Burada binlerce kişinin olduğu, daha da farklı sektörlerden katılımın kendini gösterdiği bir platform oluşmasını hedefliyoruz. Otomotiv sektörü katılımcı ama misal, mobilya sektörü gibi ürün tasarımı yapan bir sektör de bu yapıda yer alabilir. Bunun ilk adımlarını da attık. Bu yaklaşımı farklı sektörlerde de hayata geçirmeyi hedefliyoruz. Bir hedefimiz de Anadolu’da daha farklı etkinlikler yapmak. Her akademik dönem bir şehre gidebiliyoruz, ama daha da kapsamlı bir etkinlik serisi yapmak hedefimiz. Bir diğer açılımımız da küresel anlamda deneyimi olan, yurtdışında yaşayan ve teknolojinin uç noktalarında inovasyon yapan Türkleri bu canlı yayınlara almak. Geçen dönem Banu Onaral hocamız biyoteknoloji konusunda Philadelphia’dan katılımcı oldu. Bu dönem ABD’de Minnesota Duluth Üniversitesi’nde doktora öğrencisi olan ve yeni bir galaksi keşfeden Burçin Mutlu Pakdil canlı yayına katıldı. Farklı şehirlerde farklı yaratıcı çalışmalar yapan genç kadın ve erkeklerin canlı yayınlara katıldığı yapıyı daha da genişletmek istiyoruz. Temel hedefimiz Türkiye çapında da genişlemek, binlerce kişinin üzerinde çalıştıkları projeleri ve yetkinliklerini birbirleri ile paylaşabildikleri dijital platformu daha da büyütmek istiyoruz.
 
STEAM başlığında kadınların istihdamı ve konumlarını nasıl değerlendiriyorsunuz? 
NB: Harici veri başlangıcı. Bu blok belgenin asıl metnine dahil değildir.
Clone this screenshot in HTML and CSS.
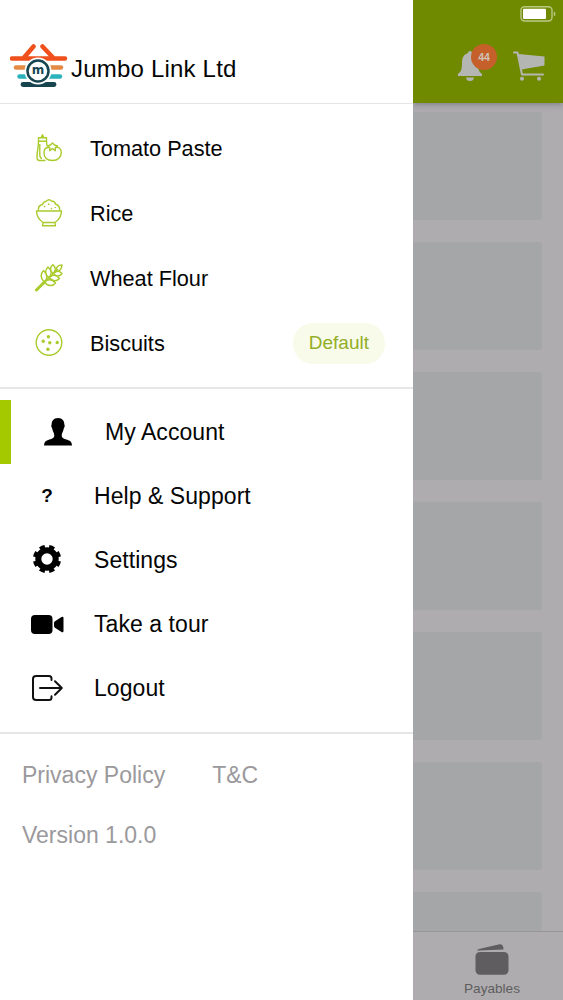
FILE: index.html
```html
<!DOCTYPE html>
<html lang="en">

<head>
    <meta charset="UTF-8">
    <meta name="viewport" content="width=device-width, initial-scale=1.0">
    <title>Jumbo Link Ltd</title>
    <link rel="stylesheet" href="styles.css">
</head>

<body>
    <div class="app">
        <!-- Side menu -->
        <aside class="drawer">
            <header class="drawer-header">
                <svg class="logo" width="58" height="46" viewBox="0 0 58 46" fill="none" stroke-linecap="round">
                    <path d="M2 15.500H55M14.500 14L23.500 3.500M42.500 14L32.500 3.500" stroke="#f0501c" stroke-width="4.500" />
                    <path d="M6 24.500H51" stroke="#e58a45" stroke-width="4.500" />
                    <path d="M9.500 33.500H50" stroke="#2bb3bd" stroke-width="4.500" />
                    <path d="M13 41.500H44" stroke="#164550" stroke-width="4.800" />
                    <circle cx="28" cy="28" r="13.500" fill="#fff" />
                    <circle cx="28" cy="28" r="10.500" fill="#fff" stroke="#164550" stroke-width="2.500" />
                    <text class="logo-letter" x="28" y="31" text-anchor="middle">m</text>
                </svg>
                <h1>Jumbo Link Ltd</h1>
            </header>

            <!-- Product categories -->
            <ul class="categories">
                <li>
                    <svg width="28" height="28" viewBox="0 0 28 28">
                        <path d="M6.300 3.500L7.500 .8L8.700 3.500M3.500 3.700H11.500V7.200H3.500ZM3.500 7.200C3.500 14 2 16 2 23.500Q2 26.500 4.500 26.500H10.500M11.500 7.200L12 12M4.800 10V21Q4.800 24 7 24.500" />
                        <path d="M14 13.500C10.500 13 9 15.500 9 18.500C9 23.500 12 26.500 17.500 26.500C23 26.500 26.300 23 26.300 18.500C26.300 14.500 23.500 13 21 13.500" />
                        <path d="M17.500 14.500L14.800 16.800V13.800L12.500 12L15.500 11L17.500 9L19.500 11L22.500 12L20.300 13.800V16.800Z" />
                    </svg>
                    <span>Tomato Paste</span>
                </li>
                <li>
                    <svg width="28" height="28" viewBox="0 0 28 28">
                        <path d="M1 12H27M1.500 12C1.500 18 4.500 21 8 23.500H20C23.500 21 26.500 18 26.500 12M8 24L7.500 26.800H20.500L20 24" />
                        <path d="M3.500 11.500C3 8 5 6 7.500 5.500C8 3 10 2.500 11.500 2C13 .5 15 .5 16.500 2C18.500 2 20 3 20.500 5C23.500 6 25 8 24.500 11.500" />
                        <path d="M9 8L10 7M13 5L14.500 5.500M16 9L17 10M20 8L20.500 9" />
                    </svg>
                    <span>Rice</span>
                </li>
                <li>
                    <svg width="28" height="28" viewBox="0 0 28 28">
                        <path class="stalk" d="M1.500 26L9.500 18" />
                        <path d="M9.500 18L23 5" />
                        <path d="M9.500 18C5 14.500 5.500 9.500 8.500 6.500C12.500 10.500 13 14.500 9.500 18ZM14 13.500C9.500 10.500 10 6 13 3C17 6.500 17 10.500 14 13.500ZM18 9.500C14.500 6.500 15 2.500 18 .7C21 3.500 21 6.500 18 9.500Z" />
                        <path d="M9.500 18C12.500 22.500 18 22.500 20.500 19C17 15 13.500 14.500 9.500 18ZM14.500 13.500C17.500 18 21.500 17.500 24.500 14.500C21 10.500 17.500 10.500 14.500 13.500ZM18.500 9.500C21.500 13 25 12.500 27 9.500C24.500 6.500 21.500 6.500 18.500 9.500Z" />
                        <path d="M21 7C20.500 3.500 23 1 27 1C27 5 24.500 7.500 21 7Z" />
                    </svg>
                    <span>Wheat Flour</span>
                </li>
                <li>
                    <svg width="28" height="28" viewBox="0 0 28 28">
                        <circle cx="14" cy="13.500" r="12.800" />
                        <g class="chips">
                            <circle cx="13.400" cy="7.800" r="1.700" />
                            <circle cx="8.200" cy="12.300" r="1.700" />
                            <circle cx="14.800" cy="13.800" r="1.700" />
                            <circle cx="22.200" cy="13.500" r="1.700" />
                            <circle cx="12.900" cy="20.300" r="1.700" />
                        </g>
                    </svg>
                    <span>Biscuits</span>
                    <span class="default-tag">Default</span>
                </li>
            </ul>

            <!-- Account links -->
            <nav class="menu">
                <a class="menu-item active">
                    <svg width="34" height="34" viewBox="0 0 34 34">
                        <path d="M17 3C12.500 3 10.500 6 10.700 9.500C10 9.800 10.100 12 11.300 13.700C11.700 16.500 13.300 18 13.300 20.500C13.300 24 9 24 6 25.500C3.800 26.500 3.200 28 3 30.500H31C30.800 28 30.200 26.500 28 25.500C25 24 20.700 24 20.700 20.500C20.700 18 22.300 16.500 22.700 13.700C23.900 12 24 9.800 23.300 9.500C23.500 6 21.500 3 17 3Z" />
                    </svg>
                    <span class="label">My Account</span>
                </a>
                <a class="menu-item">
                    <span class="question">?</span>
                    <span class="label">Help &amp; Support</span>
                </a>
                <a class="menu-item">
                    <svg width="34" height="34" viewBox="0 0 34 34">
                        <circle class="gear-ring" cx="17" cy="16" r="8.700" />
                        <circle class="gear-teeth" cx="17" cy="16" r="12.300" pathLength="16" />
                    </svg>
                    <span class="label">Settings</span>
                </a>
                <a class="menu-item">
                    <svg width="34" height="34" viewBox="0 0 34 34">
                        <rect x="1" y="8" width="21.500" height="19" rx="4" />
                        <path d="M24 16Q24 15 25 14.300L31.500 10Q33.500 9 33.500 11V24Q33.500 26 31.500 25L25 20.700Q24 20 24 19Z" />
                    </svg>
                    <span class="label">Take a tour</span>
                </a>
                <a class="menu-item">
                    <svg class="outline" width="34" height="34" viewBox="0 0 34 34">
                        <path d="M21.500 9V7.500Q21.500 5 19 5H6Q3 5 3 8V26Q3 29 6 29H19Q21.500 29 21.500 26.500V25.300M10 17H31.500M25 10.300L31.800 17L25 23.700" />
                    </svg>
                    <span class="label">Logout</span>
                </a>
            </nav>

            <footer class="drawer-footer">
                <div class="legal">
                    <a>Privacy Policy</a>
                    <a>T&amp;C</a>
                </div>
                <div>Version 1.0.0</div>
            </footer>
        </aside>

        <!-- Dimmed page behind the menu -->
        <main class="page">
            <header class="topbar">
                <div class="status">
                    <svg width="36" height="16" viewBox="0 0 36 16">
                        <rect x="1" y=".7" width="31" height="14.300" rx="3.500" fill="none" stroke="#b9c982" stroke-width="1.400" />
                        <rect x="3" y="2.800" width="23" height="10.200" rx="1" fill="#fff" />
                        <path d="M33.800 5.500Q35.500 6 35.500 7.900T33.800 10.300Z" fill="#b9c982" />
                    </svg>
                </div>
                <div class="actions">
                    <div class="bell">
                        <svg width="24" height="30" viewBox="0 0 24 30">
                            <path d="M12 0Q14 0 14 2C19 3.500 20 7 20 12C20 19 21 20.500 24 23V25H0V23C3 20.500 4 19 4 12C4 7 5.500 3.500 10 2Q10 0 12 0ZM8 26.500H16Q15.500 30 12 30T8 26.500Z" />
                        </svg>
                        <span class="badge">44</span>
                    </div>
                    <svg width="32" height="30" viewBox="0 0 32 30">
                        <path d="M5.500 3L31.500 5.500V14.500L8.500 18.500Z" />
                        <path class="cart-line" d="M1 1.500H4.500L9 23.500H30" />
                        <circle cx="9" cy="27.800" r="2" />
                        <circle cx="26" cy="27.800" r="2" />
                    </svg>
                </div>
            </header>
            <div class="cards">
                <div class="card"></div>
                <div class="card"></div>
                <div class="card"></div>
                <div class="card"></div>
                <div class="card"></div>
                <div class="card"></div>
                <div class="card"></div>
            </div>
            <div class="tabbar">
                <svg width="34" height="31" viewBox="0 0 34 31">
                    <path d="M2 6.500Q2 5.500 4 5L23.500 .5Q28.500 -.5 28.500 5.500L5 6.500Z" />
                    <rect x=".5" y="8" width="33" height="22.700" rx="4.500" />
                </svg>
                <span>Payables</span>
            </div>
        </main>
    </div>
</body>

</html>
```
FILE: styles.css
```css
* {
    box-sizing: border-box;
}

body {
    margin: 0;
    font-family: "Liberation Sans", Arial, sans-serif;
    color: #050505;
    background-color: #fff;
}

svg {
    display: block;
    flex: none;
}

.app {
    display: flex;
    height: 1000px;
    overflow: hidden;
}

/* Side menu */
.drawer {
    width: 413px;
    flex: none;
    z-index: 2;
    background-color: #fff;
}

.drawer-header {
    display: flex;
    align-items: center;
    gap: 3px;
    height: 104px;
    padding: 34px 0 0 10px;
    border-bottom: 1px solid #e6e6e6;
}

.logo {
    margin-top: -6px;
}

.logo-letter {
    font: bold 12px "DejaVu Sans", sans-serif;
    fill: #164550;
}

h1 {
    margin: 0;
    font-size: 24px;
    font-weight: normal;
    letter-spacing: 0.2px;
}

.categories {
    list-style: none;
    margin: 0;
    padding: 12px 28px 11px 35px;
    border-bottom: 2px solid #e6e6e6;
}

.categories li {
    display: flex;
    align-items: center;
    gap: 27px;
    height: 65px;
    font-size: 21.7px;
}

.categories svg {
    margin-top: -1px;
    fill: none;
    stroke: #a9cb2c;
    stroke-width: 1.4;
    stroke-linejoin: round;
}

.categories .stalk {
    stroke-width: 3;
    stroke-linecap: round;
}

.categories .chips {
    fill: #a9cb2c;
    stroke: none;
}

.default-tag {
    margin-left: auto;
    padding: 9px 16px 10px;
    border-radius: 20px;
    background-color: #f9fbea;
    color: #92ae27;
    font-size: 19px;
}

.menu {
    padding: 11px 0 12px;
    border-bottom: 2px solid #e6e6e6;
}

.menu-item {
    display: flex;
    align-items: center;
    gap: 30px;
    height: 64px;
    padding-left: 30px;
    font-size: 23px;
}

.menu-item.active {
    border-left: 11px solid #a4c900;
}

.menu-item .label {
    padding-top: 1px;
    letter-spacing: 0.06px;
}

.menu-item .outline {
    fill: none;
    stroke: #111;
    stroke-width: 2;
    stroke-linecap: round;
    stroke-linejoin: round;
}

.question {
    width: 34px;
    text-align: center;
    font-size: 19px;
    font-weight: bold;
}

.gear-ring {
    fill: none;
    stroke: #000;
    stroke-width: 6;
}

/* Eight teeth, the first one centred at 22.5deg */
.gear-teeth {
    fill: none;
    stroke: #000;
    stroke-width: 3.6;
    stroke-dasharray: 1.1 0.9;
    stroke-dashoffset: -0.45;
}

.drawer-footer {
    padding: 28px 22px;
    color: #9b999c;
    font-size: 23px;
    line-height: 26px;
}

.legal {
    display: flex;
    gap: 47px;
    margin-bottom: 34px;
}

/* Page behind the menu */
.page {
    display: flex;
    flex-direction: column;
    flex: 1;
    background-color: #aeacae;
}

.topbar {
    flex: none;
    height: 103px;
    background-color: #708a00;
    box-shadow: 0 1px 6px rgba(70, 75, 90, 0.5);
    z-index: 1;
}

.status {
    display: flex;
    justify-content: flex-end;
    padding: 6px 7px 0 0;
}

.actions {
    display: flex;
    justify-content: flex-end;
    gap: 31px;
    padding: 29px 18px 0 0;
    fill: #b4b6b4;
}

.bell {
    position: relative;
}

.badge {
    position: absolute;
    left: 13px;
    top: -7px;
    width: 26px;
    height: 26px;
    border-radius: 50%;
    background-color: #c5602b;
    color: #cfc3bb;
    font-size: 10.5px;
    font-weight: bold;
    line-height: 27px;
    text-align: center;
}

.cart-line {
    fill: none;
    stroke: #b4b6b4;
    stroke-width: 2;
    stroke-linecap: round;
    stroke-linejoin: round;
}

.cards {
    display: flex;
    flex-direction: column;
    gap: 22px;
    flex: 1;
    min-height: 0;
    padding: 9px 21px 0 0;
    overflow: hidden;
}

.card {
    flex: none;
    height: 108px;
    border-radius: 0 3px 3px 0;
    background-color: #a4a6a7;
}

.tabbar {
    display: flex;
    flex-direction: column;
    align-items: center;
    gap: 6px;
    flex: none;
    height: 69px;
    padding: 12px 0 0 8px;
    border-top: 1px solid #979597;
    color: #5f5d60;
    fill: #5f5d60;
    font-size: 13.6px;
}
```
Teknik anlamda sadece Türkiye’de değil, küresel bazda da bazı sorunlar var. Hatta ABD’de daha büyük bir problem var, çünkü öğrenciler mühendislik seçmiyor. Türkiye’de ise STEM alanlarında daha büyük bir katılım var. Ama istihdamdaki gelişmeye bakarsak, burada da bir kadın, kariyerine mühendis olarak başlamış olsa bile, mühendis veya teknik rollerde devam etme konusunda rol model eksikliği çekiyor. Bu da küresel bir sorun, ama yaklaşımlar farklı. Mesela uluslararası şirketlerin çoğunda belli sayıda kadın mühendisi farklı kademelerde istihdam hedefleri var. ABD bu belirttiğimiz sorunu aşmak için şirketlerinde hedef koymayı tercih etti ve bunu hayata geçiriyor. Bunun sonucunda çok farklı kadın rol modeller ortaya çıktı ve onlar yeni neslin önünü açacak. 
 
İşverenler, beklentilere yanıt verebilmeli
“Dijitale ağırlık veriyoruz. Çünkü bu konunun farkındalığı için network ve rol modellerin gelişimi ve erişimi açısından dijital içerik ve dijital etkinlikler ile dijitalde bir farklılık yaratmak önemli ve bunu BinYaprak platformu üzerinden sunmayı amaçlıyoruz. İkinci olarak, şirketlerin daha rahat katılım yapabileceği bir ortam sağlamak istiyoruz. Çünkü her sektörde her ölçekte şirketin daha çok yetkin mühendis olması için çabaları var. Bu çabada kendi şirketleri için olduğu kadar, meslek liselerini geliştirmek ve kadın odaklı istihdamı artırmak birçok farklı şirketin de gündeminde. Bu şirketlerin hayata geçirdiği iyi uygulamaları STEAM içine çekmek istiyoruz. Kamu ve STK’lar ile işbirliğini de geliştireceğiz. Bir diğer başlık da network etkisi yaratmak. Yani dijital şirketleri işin içine almak, iyi çalışmalar yapan şirketlerin deneyimlerini başka şirketlere anlatmak, özendirmek. Network etkisini kamu ve STK platformlar gibi yapıların çalışmaları ile eklemleyerek çalışmaları çoğaltacağız. Teknoloji alanında çalışmak, beraberinde farklı istihdam esnekliklerini ve kolaylıklarını sağlıyor. Küreselden gelen bu kültürde belirleyici unsur ise yetkinlikler. Bu noktada, özellikle kadınların esnek çalışma, zamanı yönetebilme gibi bazı yeterlilikleri teknolojide katma değer üreterek yapılabilir. Gençler de zaten bunu istiyor. Bu nedenle işverenlerin bu beklentileri ve kişilerin yetkinliklerini benimseyip harmanlamaları çok önemli. Söz konusu olan uzun bir dijital dönüşüm ve bu paralelde İK yapısı dönüşecek ki, ardından diğer dönüşüm süreçleri gelsin. Böylece gerçek anlamda verimli entegrasyon da hayata geçecek.”